Case Study: Transportation or Traps?
One Friday, 19 year-old Muhyiddin went from his house in Irbid to visit his aunt who had just arrived from Syria to Za’tari camp, to check on her and provide her with a small amount of money from his father. When he arrived to Mafraq on his way to Za’tari, Muhyiddin noticed that time was going by very fast, as it was already long past midday and he had not arrived to the camp yet, suddenly he saw a group of six guys in a private bus asking him about where he wants to go, “I want to go to Za’tari camp,” Muhyiddin answered, “Please drive me as near as you can where I can manage to find a ride”, the guys kindly answered him: “We are already going there, we will take you on our way”, Muhyiddin, who was on a hurry, rode up with them. On the way, the guys told Muhyiddin that they know a shortcut they can take to save time so he didn’t mind it. Sometime after, Muhyiddin found himself in the middle of nowhere, in a strange bus, with six strangers holding razors threatening him: “Give us all what you have, or you will have to face a fate in this area in the middle of nowhere that nobody will ever find out”, the poor guy did not fight back at all, instead he took out all what he had held in his pockets, so they ended up taking his cell phone and an amount of money that he was ought to help his aunt with.
In the meantime, Muhyiddin’s father called the emergency line of ARDD – Legal Aid; as he was starting to feel worried at his son who hadn’t returned yet although it has already gotten dark. The father had called his sister who was supposed to be visited by Muhyiddin at her residency in the camp, yet she asserted that her nephew didn’t visit her either. On top of that, his cell phone was turned off, leaving the family extremely worried at him. We advised the father to submit a report to the nearest police station right away, which he luckily did, to receive a phone call later that night from the station telling him that his son is in a police station in the governorate of Mafraq, as Muhyiddin had walked in the road where the gang had left him until he met with a taxi driver and told him his story, so the driver sympathized with him and drove him to the nearest police station, who from their part contacted the police station of the area where Muhyiddin lives, and so Muhyiddin returned safely to his family.

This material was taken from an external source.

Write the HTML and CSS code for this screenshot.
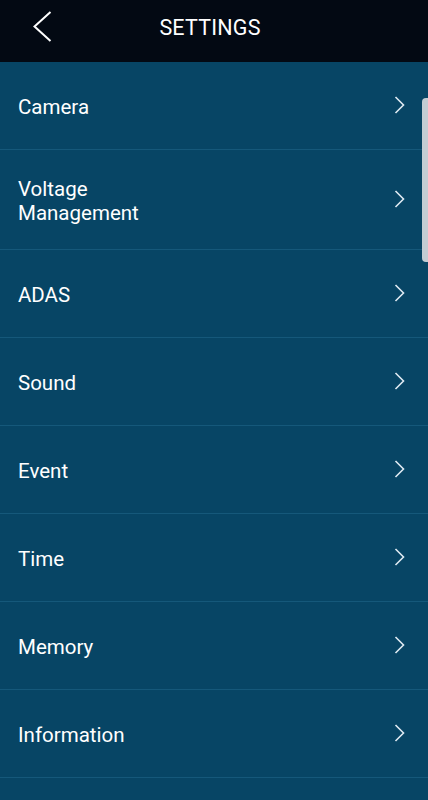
FILE: index.html
```html
<!DOCTYPE html>
<html lang="en">
<head>
    <meta charset="UTF-8">
    <meta name="viewport" content="width=device-width, initial-scale=1.0">
    <title>Settings</title>
    <link rel="stylesheet" href="styles.css">
</head>
<body>
    <div class="topbar">
        <button class="back" aria-label="Back">
            <svg width="20" height="32" viewBox="0 0 20 32"><path d="M18.5 1 L2.5 15.5 L18.5 30" fill="none" stroke="#fff" stroke-width="2"/></svg>
        </button>
        <h1 class="title">SETTINGS</h1>
    </div>

    <ul class="menu">
        <li class="item"><span>Camera</span><svg class="chev" width="11" height="18" viewBox="0 0 11 18"><path d="M1.5 1 L9.5 9 L1.5 17" fill="none" stroke="#dfeaf2" stroke-width="1.6"/></svg></li>
        <li class="item tall"><span>Voltage<br>Management</span><svg class="chev" width="11" height="18" viewBox="0 0 11 18"><path d="M1.5 1 L9.5 9 L1.5 17" fill="none" stroke="#dfeaf2" stroke-width="1.6"/></svg></li>
        <li class="item"><span>ADAS</span><svg class="chev" width="11" height="18" viewBox="0 0 11 18"><path d="M1.5 1 L9.5 9 L1.5 17" fill="none" stroke="#dfeaf2" stroke-width="1.6"/></svg></li>
        <li class="item"><span>Sound</span><svg class="chev" width="11" height="18" viewBox="0 0 11 18"><path d="M1.5 1 L9.5 9 L1.5 17" fill="none" stroke="#dfeaf2" stroke-width="1.6"/></svg></li>
        <li class="item"><span>Event</span><svg class="chev" width="11" height="18" viewBox="0 0 11 18"><path d="M1.5 1 L9.5 9 L1.5 17" fill="none" stroke="#dfeaf2" stroke-width="1.6"/></svg></li>
        <li class="item"><span>Time</span><svg class="chev" width="11" height="18" viewBox="0 0 11 18"><path d="M1.5 1 L9.5 9 L1.5 17" fill="none" stroke="#dfeaf2" stroke-width="1.6"/></svg></li>
        <li class="item"><span>Memory</span><svg class="chev" width="11" height="18" viewBox="0 0 11 18"><path d="M1.5 1 L9.5 9 L1.5 17" fill="none" stroke="#dfeaf2" stroke-width="1.6"/></svg></li>
        <li class="item"><span>Information</span><svg class="chev" width="11" height="18" viewBox="0 0 11 18"><path d="M1.5 1 L9.5 9 L1.5 17" fill="none" stroke="#dfeaf2" stroke-width="1.6"/></svg></li>
    </ul>

    <div class="scrollbar"></div>
</body>
</html>
```

FILE: styles.css
```css
body {
    margin: 0;
    background-color: #074565;
    font-family: Roboto, "Liberation Sans", sans-serif;
    color: #fff;
    height: 800px;
    overflow: hidden;
}
.topbar {
    height: 62px;
    background-color: #030913;
    display: flex;
    align-items: center;
    justify-content: center;
    position: relative;
}
.back {
    position: absolute;
    left: 32px;
    top: 11px;
    background: none;
    border: 0;
    padding: 0;
    line-height: 0;
}
.title {
    margin: -7px 8px 0 0;
    font-size: 21.5px;
    font-weight: 400;
    letter-spacing: 0.2px;
}
.menu {
    list-style: none;
    margin: 0;
    padding: 0;
}
.item {
    border-bottom: 1px solid #15587a;
    display: flex;
    align-items: center;
    justify-content: space-between;
    padding: 2px 23px 0 18px;
    box-sizing: border-box;
    height: 88px;
    font-size: 20.5px;
    line-height: 24px;
}
.item.tall {
    height: 100px;
}
.chev {
    margin-top: -4px;
}
.scrollbar {
    position: absolute;
    right: 0;
    top: 98px;
    width: 6px;
    height: 164px;
    background-color: #c3ccd3;
    border-radius: 4px 0 0 4px;
}
```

In addition, from the calls that we receive on our emergency line, what happened to Muhyiddin has unfortunately happened to several others, each of whom has had their hardships and losses, thus, we advise our beloved Syrians to pay attention to the phenomena of mini transportation buses that offer their free services; as many of them allege having good intentions to unfortunately perform any kind of misdemeanors, such as blackmailing and robbing. Everybody is ought to spread this information to raise awareness and inform people about what is happening; luckily for Muhyiddin he did not fight back, but his fault from the start was to ride on with strangers in a private bus instead of taking public transportations that all people should take, and this on its own is full of risks that might lead to some ominous consequences in the event of facing any moment of hazard.